Kanti is currently reading Why suicide? by Eric Marcus and How We Die: Reflections On Life's Final Chapter by Sherwin B Nuland.
Fritjof Capra, Colin Wilson and The Bhagvad Gita are his all-time favourites. "As a freelance writer I am eternally insecure," he says. "The System, society, publishers and editors suck my blood. Books are my emotional support system, they help in my efforts to survive since my weight is only 45 kilos!"
The best thing about books is variety. The choices are in millions.
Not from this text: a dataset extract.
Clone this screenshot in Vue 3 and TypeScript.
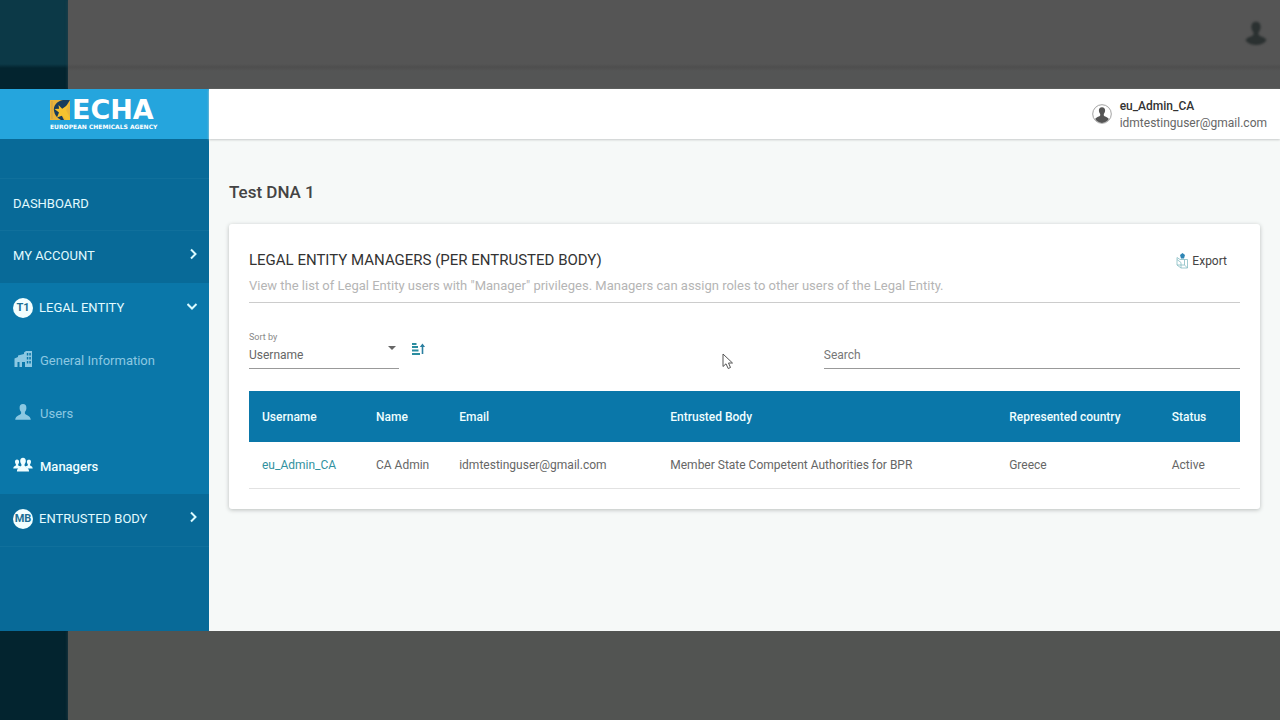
<script setup lang="ts">
import { ref } from 'vue'

interface Manager {
  username: string
  name: string
  email: string
  body: string
  country: string
  status: string
}

const sortKey = ref('Username')
const search = ref('')
const sortOptions = ['Username', 'Name', 'Email', 'Status']
const columns = ['Username', 'Name', 'Email', 'Entrusted Body', 'Represented country', 'Status']
const managers: Manager[] = [
  {
    username: 'eu_Admin_CA',
    name: 'CA Admin',
    email: 'idmtestinguser@gmail.com',
    body: 'Member State Competent Authorities for BPR',
    country: 'Greece',
    status: 'Active',
  },
]
</script>

<template>
  <div class="stage">
    <div class="band band-top" aria-hidden="true">
      <div class="band-side"></div>
      <div class="band-main">
        <svg class="ghost-user" viewBox="0 0 20 20" width="28" height="30">
          <path d="M10 2c2.200 0 3.400 1.600 3.300 3.800 0 1.600-.7 3-1.500 3.800v1.600c.3 1.200 5.400 1.600 5.700 4.200C15.600 17.700 13 18.600 10 18.600S4.400 17.700 2.500 15.400c.3-2.600 5.400-3 5.700-4.200V9.600C7.400 8.800 6.700 7.400 6.700 5.800 6.600 3.600 7.800 2 10 2z" fill="#2b3131" />
        </svg>
      </div>
    </div>

    <div class="app">
      <aside class="sidebar">
        <a class="logo" href="#" aria-label="ECHA European Chemicals Agency">
          <span class="logo-row">
            <svg viewBox="0 0 20 20" width="20" height="20" aria-hidden="true">
              <rect width="20" height="20" fill="#e9b43a" />
              <path d="M20 0H13C7 1 3 6 4 11c.6 4 3 7 7 9h3l-3-6 4-6z" fill="#183c5c" />
              <path d="M8.500 5l3.700 3.700L19 4l-3 6 4 7.500V20h-4l-3.500-4.500L7 17.500l2-5L4.500 9l4.600-.2z" fill="#f6c22f" />
              <path d="M2 1v18" stroke="#c99d48" stroke-width="1" />
            </svg>
            <span class="logo-name">ECHA</span>
          </span>
          <span class="logo-sub">EUROPEAN CHEMICALS AGENCY</span>
        </a>

        <nav class="menu">
          <a class="item line" href="#"><span class="label">DASHBOARD</span></a>
          <button class="item line" type="button">
            <span class="label">MY ACCOUNT</span>
            <svg class="chev" viewBox="0 0 12 12" width="12" height="12"><path d="M4 1.500L8.500 6 4 10.500" /></svg>
          </button>
          <div class="group">
            <button class="item" type="button">
              <span class="badge">T1</span>
              <span class="label">LEGAL ENTITY</span>
              <svg class="chev" viewBox="0 0 12 12" width="12" height="12"><path d="M0.500 4L5 8.500 9.500 4" /></svg>
            </button>
            <a class="item dim" href="#">
              <svg class="icon" viewBox="0 0 20 20" width="20" height="20">
                <path fill-rule="evenodd" d="M1.500 9.500L5 8V6.500L11 5V3.500L13 2h6v16h-7v-5H9v5H6.500v-5H4.500v5h-3zM13.800 4v2.500h1.500V4zM16.300 4v2.500h1.500V4zM13.800 8v2.500h1.500V8zM16.300 8v2.500h1.500V8zM13.800 12v2.500h1.500V12zM16.300 12v2.500h1.500V12z" />
              </svg>
              <span class="label">General Information</span>
            </a>
            <a class="item dim" href="#">
              <svg class="icon" viewBox="0 0 20 20" width="20" height="20">
                <path d="M10 2c2.300 0 3.500 1.700 3.400 3.900 0 1.700-.7 3-1.500 3.900v1.700c.3 1.400 5.500 1.800 5.900 6.300H2.200c.4-4.500 5.600-4.900 5.900-6.300V9.800C7.300 8.900 6.600 7.600 6.600 5.900 6.500 3.700 7.700 2 10 2z" />
              </svg>
              <span class="label">Users</span>
            </a>
            <a class="item active" href="#">
              <svg class="icon" viewBox="0 0 20 20" width="20" height="20">
                <path d="M4 4.500c1.400 0 2.200 1 2.100 2.400 0 1-.4 1.800-.9 2.300v1c.2.600 1.900.8 2.800 1.600-1 .5-1.700 1-2.100 1.700H.3c.1-2.500 2.400-2.500 2.600-3.300v-1C2.400 8.700 2 7.900 2 6.900 1.900 5.500 2.600 4.500 4 4.500z" />
                <path d="M16 4.500c-1.400 0-2.200 1-2.100 2.400 0 1 .4 1.800.9 2.300v1c-.2.600-1.900.8-2.800 1.600 1 .5 1.700 1 2.100 1.700h5.600c-.1-2.500-2.400-2.500-2.600-3.300v-1c.5-.5.900-1.300.9-2.300.1-1.400-.6-2.400-2-2.400z" />
                <path d="M10 2.800c1.900 0 2.900 1.400 2.800 3.200 0 1.400-.6 2.500-1.200 3.200v1.500c.3 1 4.200 1.500 4.500 5.800H3.900c.3-4.300 4.200-4.800 4.500-5.800V9.200C7.800 8.500 7.200 7.400 7.200 6 7.100 4.200 8.100 2.800 10 2.800z" />
              </svg>
              <span class="label">Managers</span>
            </a>
          </div>
          <button class="item line-bottom" type="button">
            <span class="badge">MB</span>
            <span class="label">ENTRUSTED BODY</span>
            <svg class="chev" viewBox="0 0 12 12" width="12" height="12"><path d="M4 1.500L8.500 6 4 10.500" /></svg>
          </button>
        </nav>
      </aside>

      <div class="main">
        <header class="topbar">
          <svg viewBox="0 0 20 20" width="20" height="20" aria-hidden="true">
            <circle cx="10" cy="10" r="9.300" fill="#fff" stroke="#8a8a8a" stroke-width=".8" />
            <path d="M10 3.200c2.100 0 3.200 1.400 3.100 3.300 0 1.500-.7 2.700-1.300 3.400v1.600c.3 1 3.800 1.300 5 3.600C15.200 17.600 12.800 18.900 10 18.900S4.800 17.600 3.200 15.100c1.200-2.300 4.700-2.600 5-3.600V9.900C7.600 9.200 6.900 8 6.900 6.500 6.800 4.600 7.900 3.200 10 3.200z" fill="#555" />
          </svg>
          <div class="who">
            <strong>eu_Admin_CA</strong>
            <span>idmtestinguser@gmail.com</span>
          </div>
        </header>

        <main class="content">
          <h1>Test DNA 1</h1>
          <section class="card">
            <div class="card-head">
              <div>
                <h2>LEGAL ENTITY MANAGERS (PER ENTRUSTED BODY)</h2>
                <p>View the list of Legal Entity users with "Manager" privileges. Managers can assign roles to other users of the Legal Entity.</p>
              </div>
              <button class="export" type="button">
                <svg viewBox="0 0 14 16" width="14" height="16" aria-hidden="true">
                  <path d="M2 4.500l3 2h7.500v8.500H6L2 12zM6 15V9.500L2 6.500M9.500 6.500V12M2 12h7.500l3 3" fill="none" stroke="#86bcc3" stroke-width=".8" />
                  <path d="M7.500 0l2.500 2-1 3.500H6L5 2z" fill="#2f86b5" />
                </svg>
                <span>Export</span>
              </button>
            </div>

            <div class="tools">
              <div class="sort">
                <label for="sort">Sort by</label>
                <div class="select-wrap">
                  <select id="sort" v-model="sortKey">
                    <option v-for="o in sortOptions" :key="o">{{ o }}</option>
                  </select>
                  <svg class="caret" viewBox="0 0 8 4" width="8" height="4"><path d="M0 0h8L4 4z" fill="#666" /></svg>
                </div>
              </div>
              <button class="order" type="button" aria-label="Sort ascending">
                <svg viewBox="0 0 14 12" width="14" height="12">
                  <path d="M1 1h4.500M1 4h6M1 7.500h6.500M1 11h8" stroke="#2b8c9f" stroke-width="1.800" fill="none" />
                  <path d="M11.500 11V2" stroke="#2b7fa0" stroke-width="1.600" />
                  <path d="M8.800 4L11.500.5 14 4z" fill="#2b7fa0" />
                </svg>
              </button>
              <input v-model="search" class="search" type="text" placeholder="Search" aria-label="Search" />
            </div>

            <table>
              <colgroup>
                <col class="c1" /><col class="c2" /><col class="c3" /><col class="c4" /><col class="c5" /><col />
              </colgroup>
              <thead>
                <tr><th v-for="c in columns" :key="c" scope="col">{{ c }}</th></tr>
              </thead>
              <tbody>
                <tr v-for="m in managers" :key="m.username">
                  <td><a href="#">{{ m.username }}</a></td>
                  <td>{{ m.name }}</td>
                  <td>{{ m.email }}</td>
                  <td>{{ m.body }}</td>
                  <td>{{ m.country }}</td>
                  <td>{{ m.status }}</td>
                </tr>
              </tbody>
            </table>
          </section>
        </main>
      </div>
    </div>

    <div class="band band-bottom" aria-hidden="true">
      <div class="band-side"></div>
      <div class="band-main"></div>
    </div>

    <svg class="pointer" viewBox="0 0 12 17" width="12" height="17" aria-hidden="true">
      <path d="M1 1v12.500l3-2.700 2.200 4.700 2.300-1L6.500 10h4z" fill="#fff" stroke="#555" stroke-width="1" />
    </svg>
  </div>
</template>

<style>
body {
  margin: 0;
  background: #535553;
}
</style>

<style scoped>
.stage {
  position: relative;
  display: grid;
  grid-template-rows: 89px 1fr 89px;
  min-height: 100vh;
  font-family: Roboto, "Liberation Sans", sans-serif;
  font-size: 12px;
  line-height: 16px;
  color: #666;
}
.stage * {
  box-sizing: border-box;
}
button,
input,
select {
  font: inherit;
  color: inherit;
  background: none;
  border: 0;
  border-radius: 0;
  padding: 0;
  margin: 0;
}
a {
  color: inherit;
  text-decoration: none;
}
.band {
  display: flex;
  overflow: hidden;
}
.band-side {
  width: 68px;
  background: #03242f;
}
.band-main {
  flex: 1;
  background: #525452;
  box-shadow: 0 0 3px #2c4148;
}
.band-top .band-side {
  background: linear-gradient(#0c3947 64px, #03242f 68px);
}
.band-top .band-main {
  display: flex;
  justify-content: flex-end;
  align-items: flex-start;
  padding: 18px 10px 0 0;
  background: linear-gradient(#555 64px, #4e4e4e 67px, #545555 71px);
}
.ghost-user {
  filter: blur(1px);
}
.app {
  display: flex;
}
.sidebar {
  width: 209px;
  flex: none;
  background: #086a98;
}
.logo {
  display: flex;
  flex-direction: column;
  height: 50px;
  padding: 11px 0 0 50px;
  background: #25a5dd;
  color: #fff;
}
.logo-row {
  display: flex;
  align-items: center;
  gap: 2px;
  height: 20px;
}
.logo-name {
  font-family: "DejaVu Sans", sans-serif;
  font-size: 27px;
  line-height: 20px;
  font-weight: 700;
}
.logo-sub {
  padding-top: 3px;
  font-family: "DejaVu Sans", sans-serif;
  font-size: 6px;
  line-height: 8px;
  font-weight: 700;
  white-space: nowrap;
}
.menu {
  padding-top: 40px;
  font-size: 13px;
  color: #e2fbff;
}
.item {
  display: flex;
  align-items: center;
  width: 100%;
  height: 52px;
  padding: 0 10px 2px 13px;
  text-align: left;
}
.line {
  box-shadow: 0 -1px #10709c;
}
.line-bottom {
  box-shadow: 0 1px #10709c;
}
.label {
  flex: 1;
}
.chev {
  fill: none;
  stroke: #d9faff;
  stroke-width: 2;
  margin-bottom: 5px;
}
.group {
  display: flex;
  flex-direction: column;
  gap: 1px;
  background: #0a77a9;
}
.badge {
  display: flex;
  align-items: center;
  justify-content: center;
  width: 20px;
  height: 20px;
  margin-right: 6px;
  border-radius: 50%;
  background: #f2ffff;
  color: #1d6f93;
  font-size: 11px;
  font-weight: 700;
}
.icon {
  fill: currentColor;
  margin: 0 7px 4px 0;
}
.dim {
  color: #8cc8e2;
}
.active {
  color: #effeff;
  font-weight: 500;
}
.main {
  flex: 1;
  min-width: 0;
  background: #f6f9f8;
}
.topbar {
  display: flex;
  justify-content: flex-end;
  align-items: center;
  gap: 8px;
  height: 50px;
  padding: 0 13px 1px 0;
  background: #fff;
  box-shadow: 0 1px 2px #c8cbca;
}
.who {
  display: flex;
  flex-direction: column;
  padding-top: 2px;
  line-height: 17px;
}
.who strong {
  font-weight: 500;
  color: #333;
}
.content {
  padding: 41px 20px 0;
}
h1 {
  margin: 0 0 20px;
  font-size: 17px;
  line-height: 24px;
  font-weight: 500;
  color: #444;
}
.card {
  padding: 26px 20px 20px;
  background: #fff;
  border-radius: 3px;
  box-shadow: 0 1px 4px #b9bdbc;
}
.card-head {
  display: flex;
  justify-content: space-between;
  align-items: flex-start;
  height: 53px;
  border-bottom: 1px solid #ccc;
}
h2 {
  margin: 0 0 8px;
  font-size: 15px;
  line-height: 20px;
  font-weight: 400;
  color: #333;
}
.card-head p {
  margin: 0;
  font-size: 13px;
  color: #b5b5b5;
}
.export {
  display: flex;
  align-items: center;
  gap: 3px;
  height: 22px;
  margin-right: 13px;
  color: #444;
}
.tools {
  display: flex;
  align-items: flex-start;
  padding: 29px 0 22px;
}
.sort {
  width: 150px;
}
.sort label {
  display: block;
  height: 10px;
  font-size: 9px;
  line-height: 10px;
  color: #888;
}
.select-wrap {
  position: relative;
  height: 27px;
  border-bottom: 1px solid #999;
}
.select-wrap select {
  display: block;
  width: 100%;
  height: 26px;
  appearance: none;
}
.caret {
  position: absolute;
  right: 3px;
  top: 4px;
}
.order {
  display: flex;
  margin: 11px 0 0 12px;
}
.search {
  width: 42%;
  height: 37px;
  margin-left: auto;
  padding-top: 10px;
  border-bottom: 1px solid #999;
}
.search::placeholder {
  color: #777;
  opacity: 1;
}
table {
  width: 100%;
  table-layout: fixed;
  border-collapse: collapse;
}
.c1 { width: 11.500%; }
.c2 { width: 8.400%; }
.c3 { width: 21.300%; }
.c4 { width: 34.200%; }
.c5 { width: 16.400%; }
th,
td {
  padding: 0 0 0 13px;
  text-align: left;
  white-space: nowrap;
}
th {
  height: 51px;
  background: #0a77a9;
  color: #effeff;
  font-weight: 500;
}
td {
  height: 46px;
  border-bottom: 1px solid #e2e2e2;
}
td a {
  color: #31919f;
}
.pointer {
  position: absolute;
  left: 722px;
  top: 353px;
}
</style>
My friend Ishani Shah of Boston gifted me a book last week: The Mammoth Book of Odd Balls and Eccentrics by Karl Shaw. I enjoyed reading it. Here's a sample for you:
Charles Babbage, the 19th century mathematician, designed a calculating machine, which is now acknowledged as the forerunner of computers. He devoted much of his time to work out the statistical probability of Biblical miracles. Babbage calculated that the chances of a man rising from the dead were one in 1012
Another 'odd ball' from the same book: In 1983, a Manhattan criminal court judge was barred from office -- for deciding a sentence by tossing a coin and asking spectators to vote on which witness was telling the truth!
The last addition to our life is The Gift of Fear, Survival Signals That Protects Us From Violence by Gavin De Becker. Kanti bought it from the Strand. Not yet read.
While writing this diary I re-read Sujata Bhatt's poem, Sherdi [sugarcane]. She describes a sensual experience in it:
"The way I learnt to eat sugarcane... I use my teeth to tear the outer hard skin... So tonight when you tell me to use my teeth, to suck harder, then I smell sugarcane grass in your hair. And imagine you'd like to be the sherdi out in the fields... The stalks sway, opening a path before us..."
Amongst the authors writing in regional languages, our favourites are Ghalib and Tulsidas. Kanti, being an eccentric, humble and insecure soul, buys and begs for books. He tells me that without Colin Wilson, J Krishnamurti, Henry David Thoreau, Erich Fromm and P D Ouspensky, he would have died long ago.
I believe him.
Sheela Bhatt has given up fighting her husband's first love.